You will also be the year that will be written in many history books, researches and dissertations as people will reflect on the emergence and threats of ISIS beasts on my peace loving society. In your year children became orphans, our Yazidi girls were kidnaped, raped and sold; mothers cried as the bodies of their sons returned as martyrs and hundreds and  thousands became homeless and helpless as they fled their homes and cities. Thousands of others were left working without a monthly income... only barely making a living. For many you were a dark, bitter, haunted year.
IDP camp, where many fled their homes after ISIS threats
Photo: Rewan Kakl
Your bitterness left deep wounds behind.

Among this bitterness I watched as the volunteers in Dilvia alongside Shan Kameran achieve some astounding things that the eye could not believe. I watched this young girl lead the way and make thousands of people smile. I was inspired by her willingness to help, plant a smile and make a change. Through the use of social media thousands of dollars was collected to assist those who had fled their homes, those who needed to keep warm at night or have a meal under their tin roofs.
Our youth peer educators at the refugee camp
Photo: Taken from Aral and Rewan Kakl, but not sure who took the photo

In 2014 I learned how any individual can change the lives of others. I met Shan, sadly I couldn't give my time as much as I wanted to, but from far I watched her and her volunteers change lives, I saw these young people dedicating their lives to make others live happier and more in peace. Despite all the bitterness I always managed to look up and thank God for putting in this world such amazing people.
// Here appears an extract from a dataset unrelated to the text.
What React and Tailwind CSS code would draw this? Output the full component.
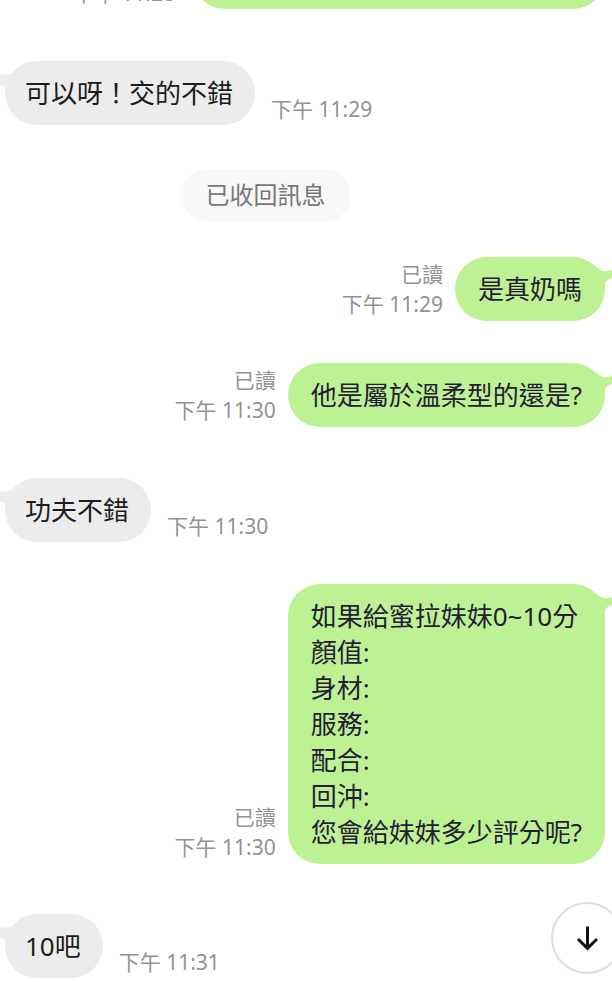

May your 2014 be filled with sweet moments enjoyed with those dearest to you
Photo: By me at Mam Khalil's teahouse.

I wish you all, my dearest loyal blog readers a very happy new year. May 2015 bring more happiness and sweetness, may it be a year of love, peace and great memories for you and all your loves ones.

Forgive me if anywhere in 2014 in some or another I hurt you.

Oh yes, one last point, in 2014 I blogged the most posts out of my six-year blogging journey! That, my friend, is an accomplishment.